This thread has been locked.

If you have a related question, please click the "Ask a related question" button in the top right corner. The newly created question will be automatically linked to this question.

Methods for Synchronization in BLE

I'm looking into how (very precise microsecond) synchronization in BLE among (slave) nodes might be possible and I've come up with a couple ideas. I'm hoping I can get some input on what looks achievable/unlikely.

1) Advertiser mode: One node acts in advertisement mode to broadcast a 'synchronization' packet with the other nodes (to be synchronized with eachother, the broadcaster node remains unsynchronized) listening. Broadcast packets are assumed to be received by all nodes at approximately the same time. Upon reception of a packet, a node immediately saves its current local time and then adjusts it to be 0 (in the case that after the packet is processed it is found out to be not a synchronization packet, the time can be reset by knowing the saved time.)

Problems/Questions

1a) Do the listening nodes actually receive the packet at the same time? In classic BT this appears to be yes but in BLE it sounds as if the listening nodes are searching over 3 different frequencies which would mean the synch packet might arrive at different times to each of the nodes which would ruin this approach

2a) Connectionless approach...no encryption...Also, would appear that in actual usage the system would alternate between advertisement mode (to get synchronized) and then connection mode (where the slaves transfer data back to the master), not sure how feasible this really is..

3a) Other nearby advertisers could lead to a lot of disruptions in this scenario, perhaps nodes should be synchronized coarsely at first (inside of a connection) which then allows scheduling a fine grain synchronization afterwards?

2) Connection Mode: Say there are 2 nodes to be synchronized with eachother. Node 1 would send a time stamp (created at a low level to avoid delays) to node 2. Node 1 would then immediately send a second time stamp to node 2(to account for the sending delays). Node 2 would use both time stamps (and possibly reception time stamps of its own to compensate for reception delays) to synchronize itself to Node 1.

Problems

2a) Possibly lots of variable delays introduced in this method...Can low level time stamping be easily done with the BLE stack or will it require significant firmware modifications?

Any help or info anyone can provide would be great.

Thanks

  • Hi CM2015,

    On Link Layer, time accuracy is very important because connection events are precisely time synchronized. However, since BLE requires up to 500 ppm sleep clock accuracy for both master and slave, 1000 ppm error should be considered by slave at every connection event in the worst case. Therefore, depending on the adv interval or the connection event period, timing error can be up to a few milliseconds. Plus, we cannot predetermine the time latency between the reception of the packet at the link layer and notification to the application because TI BLE stack and application run on priority based multi task environment like OSAL or TI-RTOS. Inserting time stamp info into a packet on Link Layer is impossible within the standard. I don't think microsecond-precise timing synchronization is feasible in BLE.

    - Cetri

  • Hi Cetri, thanks for the reply. I think I agree, microsecond precision synchronization is not feasible in the BLE AS IS but I do think with some modifications to the link layer it could be achievable.
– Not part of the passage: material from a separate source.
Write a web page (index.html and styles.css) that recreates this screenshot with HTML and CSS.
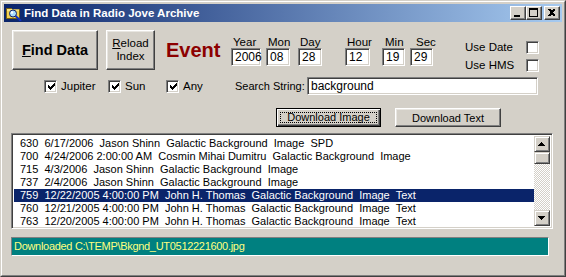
FILE: index.html
```html
<!DOCTYPE html>
<html>
<head>
<meta charset="utf-8">
<title>Find Data in Radio Jove Archive</title>
<link rel="stylesheet" href="styles.css">
</head>
<body>
<div class="window">
  <div class="frame">
    <div class="titlebar">
      <svg class="appicon" width="16" height="16" viewBox="0 0 16 16">
        <path d="M0.5 3.5h5l1 1h7v9h-13z" fill="#f2d255" stroke="#7a6010"/>
        <path d="M1 5h12" stroke="#fff6b0"/>
        <circle cx="7" cy="8.5" r="3.5" fill="#a8dcff" stroke="#10206a"/>
        <circle cx="6" cy="7.5" r="1.2" fill="#ffffff"/>
        <path d="M9.5 11 L15 16" stroke="#1030c0" stroke-width="2"/>
      </svg>
      <span class="title">Find Data in Radio Jove Archive</span>
      <div class="tbtns">
        <span class="tbtn"><svg width="14" height="12" viewBox="0 0 14 12" shape-rendering="crispEdges"><rect x="3" y="8" width="6" height="2" fill="#000"/></svg></span>
        <span class="tbtn"><svg width="14" height="12" viewBox="0 0 14 12" shape-rendering="crispEdges"><path d="M2 1h9v9h-9z M3 3v6h7v-6z" fill="#000" fill-rule="evenodd"/></svg></span>
        <span class="tbtn close"><svg width="14" height="12" viewBox="0 0 14 12" shape-rendering="crispEdges"><path d="M3 2h2l1 1h1l1-1h2v1l-2 2v1l2 2v1h-2l-1-1h-1l-1 1h-2v-1l2-2v-1l-2-2z" fill="#000"/></svg></span>
      </div>
    </div>

    <div class="client">
      <div class="row1">
        <div class="btn btn-find"><span><u>F</u>ind Data</span></div>
        <div class="btn btn-reload"><span><u>R</u>eload<br>Index</span></div>
        <div class="event">Event</div>
        <div class="field f-year"><span class="lbl">Year</span><span class="input">2006</span></div>
        <div class="field f-mon"><span class="lbl">Mon</span><span class="input">08</span></div>
        <div class="field f-day"><span class="lbl">Day</span><span class="input">28</span></div>
        <div class="field f-hour"><span class="lbl">Hour</span><span class="input">12</span></div>
        <div class="field f-min"><span class="lbl lbl-min">Min</span><span class="input">19</span></div>
        <div class="field f-sec"><span class="lbl lbl-sec">Sec</span><span class="input">29</span></div>
        <div class="uses">
          <div class="use"><span class="use-lbl">Use Date</span><span class="chk"></span></div>
          <div class="use"><span class="use-lbl">Use HMS</span><span class="chk"></span></div>
        </div>
      </div>

      <div class="row2">
        <div class="cb cb-jup"><span class="chk"><svg width="9" height="9" viewBox="0 0 9 9" shape-rendering="crispEdges"><path d="M1 3h1v1h1v1h1v-1h1v-1h1v-1h1v-1h1v3h-1v1h-1v1h-1v1h-1v1h-1v-1h-1v-1h-1z" fill="#000"/></svg></span><span>Jupiter</span></div>
        <div class="cb cb-sun"><span class="chk"><svg width="9" height="9" viewBox="0 0 9 9" shape-rendering="crispEdges"><path d="M1 3h1v1h1v1h1v-1h1v-1h1v-1h1v-1h1v3h-1v1h-1v1h-1v1h-1v1h-1v-1h-1v-1h-1z" fill="#000"/></svg></span><span>Sun</span></div>
        <div class="cb cb-any"><span class="chk"><svg width="9" height="9" viewBox="0 0 9 9" shape-rendering="crispEdges"><path d="M1 3h1v1h1v1h1v-1h1v-1h1v-1h1v-1h1v3h-1v1h-1v1h-1v1h-1v1h-1v-1h-1v-1h-1z" fill="#000"/></svg></span><span>Any</span></div>
        <span class="search-lbl">Search String:</span>
        <span class="input search">background</span>
      </div>

      <div class="row3">
        <div class="btn btn-dl btn-default"><span class="focus">Download Image</span></div>
        <div class="btn btn-dl btn-text">Download Text</div>
      </div>

      <div class="listbox">
        <div class="items">
          <div class="item">630  6/17/2006  Jason Shinn  Galactic Background  Image  SPD</div>
          <div class="item">700  4/24/2006 2:00:00 AM  Cosmin Mihai Dumitru  Galactic Background  Image</div>
          <div class="item">715  4/3/2006  Jason Shinn  Galactic Background  Image</div>
          <div class="item">737  2/4/2006  Jason Shinn  Galactic Background  Image</div>
          <div class="item selected">759  12/22/2005 4:00:00 PM  John H. Thomas  Galactic Background  Image  Text</div>
          <div class="item">760  12/21/2005 4:00:00 PM  John H. Thomas  Galactic Background  Image  Text</div>
          <div class="item">763  12/20/2005 4:00:00 PM  John H. Thomas  Galactic Background  Image  Text</div>
        </div>
        <div class="vscroll">
          <span class="sbtn"><svg width="14" height="14" viewBox="0 0 14 14" shape-rendering="crispEdges"><path d="M6 5h1v1h1v1h1v1h1v1h-7v-1h1v-1h1v-1h1z" fill="#000"/></svg></span>
          <span class="thumb"></span>
          <span class="track"></span>
          <span class="sbtn"><svg width="14" height="14" viewBox="0 0 14 14" shape-rendering="crispEdges"><path d="M3 5h7v1h-1v1h-1v1h-1v1h-1v-1h-1v-1h-1v-1h-1z" fill="#000"/></svg></span>
        </div>
      </div>

      <div class="status">Downloaded C:\TEMP\Bkgnd_UT0512221600.jpg</div>
    </div>
  </div>
</div>
</body>
</html>
```
FILE: styles.css
```css
html, body {
  margin: 0;
  padding: 0;
  background: #d4d0c8;
}
body {
  font-family: "Liberation Sans", Arial, sans-serif;
  font-size: 11px;
  color: #000;
}
.window {
  width: 566px;
  height: 277px;
  box-sizing: border-box;
  border: 1px solid;
  border-color: #d4d0c8 #404040 #404040 #d4d0c8;
  background: #d4d0c8;
}
.frame {
  height: 100%;
  box-sizing: border-box;
  border: 1px solid;
  border-color: #ffffff #808080 #808080 #ffffff;
  padding: 2px;
}
.titlebar {
  height: 18px;
  display: flex;
  align-items: center;
  background: linear-gradient(to right, #0a246a, #a6caf0);
  color: #fff;
}
.appicon {
  margin-left: 2px;
  flex: none;
}
.title {
  margin-left: 2px;
  font-weight: bold;
  font-size: 11.5px;
  white-space: nowrap;
}
.tbtns {
  margin-left: auto;
  display: flex;
  padding-right: 2px;
}
.tbtn {
  width: 16px;
  height: 14px;
  box-sizing: border-box;
  background: #d4d0c8;
  border: 1px solid;
  border-color: #ffffff #404040 #404040 #ffffff;
  box-shadow: inset -1px -1px #808080;
  display: block;
}
.tbtn svg { display: block; }
.tbtn.close { margin-left: 2px; }

.client {
  padding-top: 8px;
}

/* generic raised button */
.btn {
  box-sizing: border-box;
  background: #d4d0c8;
  border: 1px solid;
  border-color: #ffffff #404040 #404040 #ffffff;
  box-shadow: inset -1px -1px #808080, inset 1px 1px #e8e6e1;
  display: flex;
  align-items: center;
  justify-content: center;
  text-align: center;
}

/* sunken input */
.input {
  box-sizing: border-box;
  background: #fff;
  border: 1px solid;
  border-color: #808080 #ffffff #ffffff #808080;
  box-shadow: inset 1px 1px #404040, inset -1px -1px #d4d0c8;
  height: 18px;
  line-height: 16px;
  padding-left: 3px;
  display: block;
  white-space: nowrap;
  font-size: 12px;
}

.row1 {
  display: flex;
  align-items: flex-start;
  height: 40px;
}
.btn-find {
  margin-left: 8px;
  width: 86px;
  height: 40px;
  font-weight: bold;
  font-size: 14.5px;
}
.btn-reload {
  margin-left: 8px;
  width: 49px;
  height: 40px;
  font-size: 11.5px;
  line-height: 13px;
}
.event {
  margin-left: 11px;
  width: 65px;
  margin-top: 8px;
  font-size: 20px;
  line-height: 24px;
  font-weight: bold;
  color: #8c0000;
}
.field {
  display: flex;
  flex-direction: column;
  margin-top: 6px;
}
.lbl {
  height: 12px;
  line-height: 12px;
  padding-left: 2px;
  font-size: 11.5px;
  white-space: nowrap;
}
.lbl-min { padding-left: 3px; }
.lbl-sec { padding-left: 6px; }
.f-year { width: 30px; }
.f-mon { width: 24px; margin-left: 5px; }
.f-day { width: 24px; margin-left: 8px; }
.f-hour { width: 25px; margin-left: 23px; }
.f-min { width: 23px; margin-left: 12px; }
.f-sec { width: 23px; margin-left: 5px; }

.uses {
  margin-left: 32px;
  margin-top: 8px;
}
.use {
  display: flex;
  align-items: center;
  height: 18px;
}
.use-lbl {
  width: 61px;
  white-space: nowrap;
  font-size: 11.5px;
}

.chk {
  width: 13px;
  height: 13px;
  box-sizing: border-box;
  background: #fff;
  border: 1px solid;
  border-color: #808080 #ffffff #ffffff #808080;
  box-shadow: inset 1px 1px #404040, inset -1px -1px #d4d0c8;
  display: flex;
  align-items: center;
  justify-content: center;
  flex: none;
}
.chk svg { display: block; margin: 1px 0 0 1px; }

.row2 {
  display: flex;
  align-items: center;
  height: 18px;
  margin-top: 7px;
}
.cb {
  display: flex;
  align-items: center;
  gap: 4px;
  font-size: 11.5px;
}
.cb-jup { margin-left: 40px; width: 64px; }
.cb-sun { width: 58px; }
.cb-any { width: 69px; }
.search-lbl {
  width: 72px;
  white-space: nowrap;
  font-size: 11px;
}
.input.search {
  width: 231px;
}

.row3 {
  display: flex;
  height: 19px;
  margin-top: 13px;
}
.btn-dl {
  height: 19px;
  font-size: 11px;
}
.btn-default {
  margin-left: 272px;
  width: 105px;
  border-color: #000;
  box-shadow: inset 1px 1px #ffffff, inset -1px -1px #404040, inset -2px -2px #808080;
  padding: 3px;
}
.focus {
  flex: 1;
  align-self: stretch;
  box-sizing: border-box;
  border: 1px dotted #000;
  display: flex;
  align-items: center;
  justify-content: center;
  line-height: 11px;
}
.btn-text {
  margin-left: 14px;
  width: 106px;
}

.listbox {
  margin-left: 7px;
  margin-top: 6px;
  width: 542px;
  height: 96px;
  box-sizing: border-box;
  border: 1px solid;
  border-color: #808080 #ffffff #ffffff #808080;
  box-shadow: inset 1px 1px #404040, inset -1px -1px #d4d0c8;
  background: #fff;
  padding: 2px;
  display: flex;
}
.items {
  flex: 1;
  padding-top: 1px;
  overflow: hidden;
}
.item {
  height: 13px;
  line-height: 13px;
  padding-left: 6px;
  white-space: pre;
  font-size: 11px;
}
.item.selected {
  background: #0a246a;
  color: #fff;
}
.vscroll {
  width: 16px;
  display: flex;
  flex-direction: column;
}
.sbtn, .thumb {
  display: block;
  box-sizing: border-box;
  width: 16px;
  height: 16px;
  background: #d4d0c8;
  border: 1px solid;
  border-color: #d4d0c8 #404040 #404040 #d4d0c8;
  box-shadow: inset 1px 1px #ffffff, inset -1px -1px #808080;
  flex: none;
}
.sbtn svg { display: block; }
.thumb { height: 12px; }
.track {
  flex: 1;
  background: repeating-conic-gradient(#d4d0c8 0 25%, #ffffff 0 50%) 0 0 / 2px 2px;
}

.status {
  margin-left: 7px;
  margin-top: 8px;
  width: 538px;
  height: 19px;
  box-sizing: border-box;
  border: 1px solid;
  border-color: #808080 #ffffff #ffffff #808080;
  background: #008080;
  color: #ffff80;
  line-height: 17px;
  padding-left: 2px;
  font-size: 11px;
  letter-spacing: -0.3px;
  white-space: nowrap;
}
```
    Looking at the BLE Core spec timing requirements, during packet transmission the clock timings will be no more than 2 microseconds from the average timing and thus the start of a packet will be transmitted 150+/- 2microseconds after the end of the previous packet. If we can modify the stack to leverage this info, it seems like we should be able to achieve ~microsecond synchronizations but maybe I'm misunderstanding here.

    The alternative is modifying the stack to insert link layer time stamps and exchanging those messages. 

    Both these approaches have their complexities, and I'm not familiar enough with the stack yet to say if they are truly achievable. On first glance what are your thoughts?

    regards,

    CM

  • The Bluetooth organization, in the "HDP Implementation Guidance Whitepaper" documents a CSP "Clock Synchronization Protocol" which is an optional part (but useable separately) part of HDP. (CSP may also be described under MCAP?) The CSP seems to allow clock synch to a few uSec.

    Is the CSP only doable in regular BR/EDR Bluetooth, i.e. not in Bluetooth Low Energy?

    Do any of the TI Bluetooth stacks implement the CSP? Or is that left to the application programmer?

    CSP uses connections (the second alternative described by the original post, i.e. it doesn't work for Broadcast/Observer.) Note that CSP in the high resolution mode (to uSec) requires access from higher layers of the stack to the Bluetooth Clock in the lower layers, via a function in the HCI. If there is such a function in the HCI, I suppose it only makes sense in the context of a connection.

    I wish TI had a white paper describing clock synchronization solutions.